# ENTRIES SUPPLIED
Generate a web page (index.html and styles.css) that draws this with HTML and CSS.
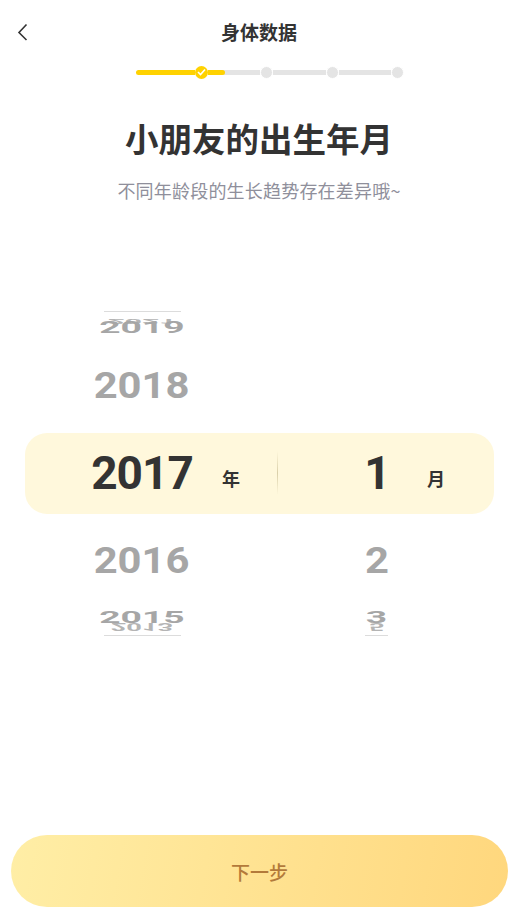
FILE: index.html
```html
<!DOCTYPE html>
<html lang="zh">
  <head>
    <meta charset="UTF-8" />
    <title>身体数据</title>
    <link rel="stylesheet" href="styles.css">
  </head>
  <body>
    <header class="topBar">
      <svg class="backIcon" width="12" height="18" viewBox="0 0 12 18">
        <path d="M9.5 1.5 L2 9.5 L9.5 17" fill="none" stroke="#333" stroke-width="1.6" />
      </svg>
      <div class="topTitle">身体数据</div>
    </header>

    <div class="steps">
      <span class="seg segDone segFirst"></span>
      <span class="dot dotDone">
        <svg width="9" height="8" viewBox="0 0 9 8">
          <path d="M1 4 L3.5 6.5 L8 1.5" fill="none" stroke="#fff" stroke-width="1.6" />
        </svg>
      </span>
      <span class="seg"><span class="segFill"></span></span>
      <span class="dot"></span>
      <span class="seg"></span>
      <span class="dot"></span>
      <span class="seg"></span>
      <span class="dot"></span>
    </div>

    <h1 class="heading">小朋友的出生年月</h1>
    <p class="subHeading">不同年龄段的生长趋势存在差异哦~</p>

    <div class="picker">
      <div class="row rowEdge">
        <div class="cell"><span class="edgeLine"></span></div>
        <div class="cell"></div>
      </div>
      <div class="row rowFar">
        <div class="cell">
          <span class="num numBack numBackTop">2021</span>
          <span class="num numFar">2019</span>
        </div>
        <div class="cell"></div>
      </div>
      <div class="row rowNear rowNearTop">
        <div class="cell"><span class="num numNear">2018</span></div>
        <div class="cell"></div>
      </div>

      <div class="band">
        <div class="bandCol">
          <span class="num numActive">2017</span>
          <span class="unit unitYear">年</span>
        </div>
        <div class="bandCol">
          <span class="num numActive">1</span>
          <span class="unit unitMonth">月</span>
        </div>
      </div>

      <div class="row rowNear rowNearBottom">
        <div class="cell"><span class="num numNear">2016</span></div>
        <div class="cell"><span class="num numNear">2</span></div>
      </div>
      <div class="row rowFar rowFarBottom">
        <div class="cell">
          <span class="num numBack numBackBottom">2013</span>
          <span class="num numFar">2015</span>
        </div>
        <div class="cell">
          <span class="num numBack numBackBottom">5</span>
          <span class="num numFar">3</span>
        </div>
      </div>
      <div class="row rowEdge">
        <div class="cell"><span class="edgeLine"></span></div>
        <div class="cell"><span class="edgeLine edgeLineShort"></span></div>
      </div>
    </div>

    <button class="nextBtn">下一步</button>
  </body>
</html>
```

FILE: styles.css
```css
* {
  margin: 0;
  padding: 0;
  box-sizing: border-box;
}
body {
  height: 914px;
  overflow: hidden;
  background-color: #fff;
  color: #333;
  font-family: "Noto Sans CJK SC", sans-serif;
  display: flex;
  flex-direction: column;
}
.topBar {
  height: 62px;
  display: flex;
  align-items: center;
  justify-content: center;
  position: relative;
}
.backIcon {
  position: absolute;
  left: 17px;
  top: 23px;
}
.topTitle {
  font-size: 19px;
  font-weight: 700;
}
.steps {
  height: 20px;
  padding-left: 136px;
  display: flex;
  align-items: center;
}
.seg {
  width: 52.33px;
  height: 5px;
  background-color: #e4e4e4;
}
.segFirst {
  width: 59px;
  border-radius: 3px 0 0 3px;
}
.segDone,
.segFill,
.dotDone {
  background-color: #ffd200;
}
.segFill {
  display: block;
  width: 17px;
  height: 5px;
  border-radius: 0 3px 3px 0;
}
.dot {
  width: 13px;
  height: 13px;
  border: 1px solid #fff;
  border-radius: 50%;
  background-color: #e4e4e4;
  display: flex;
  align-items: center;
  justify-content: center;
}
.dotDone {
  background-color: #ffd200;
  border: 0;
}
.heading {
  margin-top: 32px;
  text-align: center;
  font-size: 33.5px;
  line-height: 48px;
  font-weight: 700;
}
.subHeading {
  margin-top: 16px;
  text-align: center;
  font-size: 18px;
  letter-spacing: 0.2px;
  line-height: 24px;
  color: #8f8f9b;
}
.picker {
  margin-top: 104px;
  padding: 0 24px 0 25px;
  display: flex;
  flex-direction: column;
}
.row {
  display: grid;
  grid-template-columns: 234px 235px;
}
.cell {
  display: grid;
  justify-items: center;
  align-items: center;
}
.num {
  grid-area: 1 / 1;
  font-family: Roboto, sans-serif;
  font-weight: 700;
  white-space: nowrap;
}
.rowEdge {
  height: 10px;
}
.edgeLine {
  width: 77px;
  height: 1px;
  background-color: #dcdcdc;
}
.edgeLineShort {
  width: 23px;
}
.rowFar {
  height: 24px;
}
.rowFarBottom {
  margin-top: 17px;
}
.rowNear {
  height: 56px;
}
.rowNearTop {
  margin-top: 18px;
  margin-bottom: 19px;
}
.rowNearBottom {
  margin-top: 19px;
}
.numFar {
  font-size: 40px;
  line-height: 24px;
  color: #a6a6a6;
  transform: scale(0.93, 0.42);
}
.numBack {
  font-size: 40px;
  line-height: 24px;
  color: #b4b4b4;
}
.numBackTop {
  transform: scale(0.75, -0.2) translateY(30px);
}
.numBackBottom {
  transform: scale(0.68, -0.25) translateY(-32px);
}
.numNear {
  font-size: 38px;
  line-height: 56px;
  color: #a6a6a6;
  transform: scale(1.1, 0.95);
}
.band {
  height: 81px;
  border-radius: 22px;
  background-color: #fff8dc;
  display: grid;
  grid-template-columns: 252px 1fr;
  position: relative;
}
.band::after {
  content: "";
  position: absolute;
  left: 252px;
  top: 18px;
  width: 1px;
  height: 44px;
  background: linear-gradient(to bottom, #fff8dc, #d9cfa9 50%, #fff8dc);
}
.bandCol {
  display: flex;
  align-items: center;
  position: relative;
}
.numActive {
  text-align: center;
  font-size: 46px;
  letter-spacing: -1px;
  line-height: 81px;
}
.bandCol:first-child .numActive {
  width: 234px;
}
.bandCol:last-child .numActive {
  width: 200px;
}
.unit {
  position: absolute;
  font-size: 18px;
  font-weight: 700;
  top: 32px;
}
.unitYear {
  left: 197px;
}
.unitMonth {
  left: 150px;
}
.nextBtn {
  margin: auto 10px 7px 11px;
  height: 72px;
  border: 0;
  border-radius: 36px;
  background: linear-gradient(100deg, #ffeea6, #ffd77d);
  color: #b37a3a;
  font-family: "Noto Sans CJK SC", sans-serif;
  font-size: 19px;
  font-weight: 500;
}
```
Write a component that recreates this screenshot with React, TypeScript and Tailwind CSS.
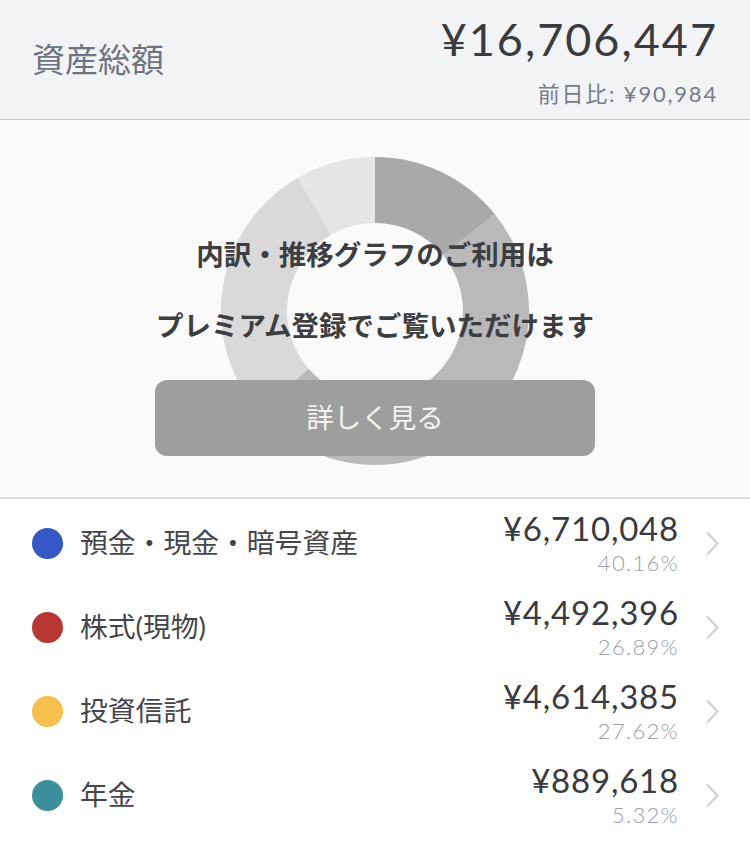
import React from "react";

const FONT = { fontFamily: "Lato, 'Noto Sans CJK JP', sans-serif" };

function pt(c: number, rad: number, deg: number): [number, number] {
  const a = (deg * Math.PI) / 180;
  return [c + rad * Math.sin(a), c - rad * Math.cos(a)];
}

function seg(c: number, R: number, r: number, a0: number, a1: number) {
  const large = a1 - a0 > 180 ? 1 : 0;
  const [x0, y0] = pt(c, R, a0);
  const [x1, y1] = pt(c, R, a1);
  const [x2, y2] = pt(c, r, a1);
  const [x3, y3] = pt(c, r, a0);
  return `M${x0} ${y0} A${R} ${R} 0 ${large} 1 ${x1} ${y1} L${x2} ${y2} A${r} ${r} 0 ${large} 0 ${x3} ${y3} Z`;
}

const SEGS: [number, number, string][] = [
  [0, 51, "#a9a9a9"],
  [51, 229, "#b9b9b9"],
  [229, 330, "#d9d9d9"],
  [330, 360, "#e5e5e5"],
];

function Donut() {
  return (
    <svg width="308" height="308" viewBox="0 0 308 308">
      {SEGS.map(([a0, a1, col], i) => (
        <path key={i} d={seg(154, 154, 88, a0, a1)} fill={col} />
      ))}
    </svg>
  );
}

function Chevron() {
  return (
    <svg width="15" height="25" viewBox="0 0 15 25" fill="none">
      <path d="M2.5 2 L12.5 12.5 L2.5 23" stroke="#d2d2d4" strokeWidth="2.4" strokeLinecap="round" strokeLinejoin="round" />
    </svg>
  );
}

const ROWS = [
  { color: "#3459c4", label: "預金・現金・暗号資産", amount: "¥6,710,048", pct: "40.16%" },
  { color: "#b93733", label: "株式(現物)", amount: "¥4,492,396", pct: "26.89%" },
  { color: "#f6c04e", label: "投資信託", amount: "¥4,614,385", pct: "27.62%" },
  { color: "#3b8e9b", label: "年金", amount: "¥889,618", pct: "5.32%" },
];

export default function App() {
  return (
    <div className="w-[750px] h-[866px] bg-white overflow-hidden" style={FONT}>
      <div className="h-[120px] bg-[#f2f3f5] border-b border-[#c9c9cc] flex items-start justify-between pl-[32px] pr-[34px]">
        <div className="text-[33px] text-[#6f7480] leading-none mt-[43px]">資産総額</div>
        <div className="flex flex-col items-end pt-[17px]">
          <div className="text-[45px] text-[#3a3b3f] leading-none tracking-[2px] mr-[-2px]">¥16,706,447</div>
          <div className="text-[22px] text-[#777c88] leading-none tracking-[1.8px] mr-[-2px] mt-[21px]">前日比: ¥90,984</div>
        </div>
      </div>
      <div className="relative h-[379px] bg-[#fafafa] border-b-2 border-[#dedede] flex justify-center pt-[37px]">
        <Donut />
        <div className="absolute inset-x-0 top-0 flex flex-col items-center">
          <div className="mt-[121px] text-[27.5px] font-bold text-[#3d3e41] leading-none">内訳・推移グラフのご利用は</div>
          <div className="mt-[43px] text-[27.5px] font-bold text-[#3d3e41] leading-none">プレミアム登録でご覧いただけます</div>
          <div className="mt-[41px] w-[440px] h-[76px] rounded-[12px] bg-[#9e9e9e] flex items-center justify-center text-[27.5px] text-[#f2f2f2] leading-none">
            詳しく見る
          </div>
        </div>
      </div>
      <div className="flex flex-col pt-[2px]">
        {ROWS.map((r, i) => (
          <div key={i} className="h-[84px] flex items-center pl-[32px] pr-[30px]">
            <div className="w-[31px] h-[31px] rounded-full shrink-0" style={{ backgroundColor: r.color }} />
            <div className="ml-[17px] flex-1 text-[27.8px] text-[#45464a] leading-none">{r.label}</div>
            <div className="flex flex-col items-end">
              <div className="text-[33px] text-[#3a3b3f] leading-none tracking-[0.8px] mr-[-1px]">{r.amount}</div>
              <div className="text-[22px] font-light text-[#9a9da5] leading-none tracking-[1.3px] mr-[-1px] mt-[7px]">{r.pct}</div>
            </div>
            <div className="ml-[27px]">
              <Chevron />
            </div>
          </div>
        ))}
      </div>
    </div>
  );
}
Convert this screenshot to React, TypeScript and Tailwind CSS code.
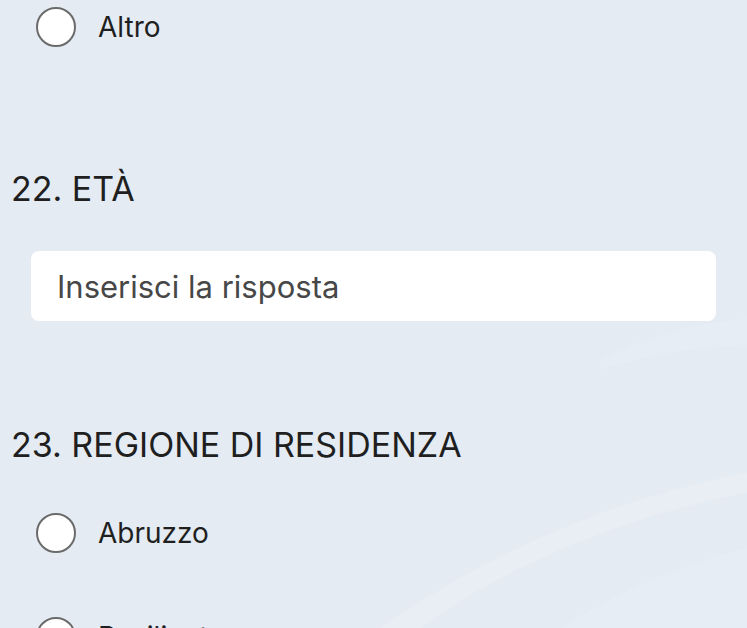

# JOB
Which lines contain the word "React"? Return each of them.

# THE COMPLETED TASK
Write a component that recreates this screenshot with React, TypeScript and Tailwind CSS.
import React from "react";
Convert this screenshot to React, TypeScript and Tailwind CSS code.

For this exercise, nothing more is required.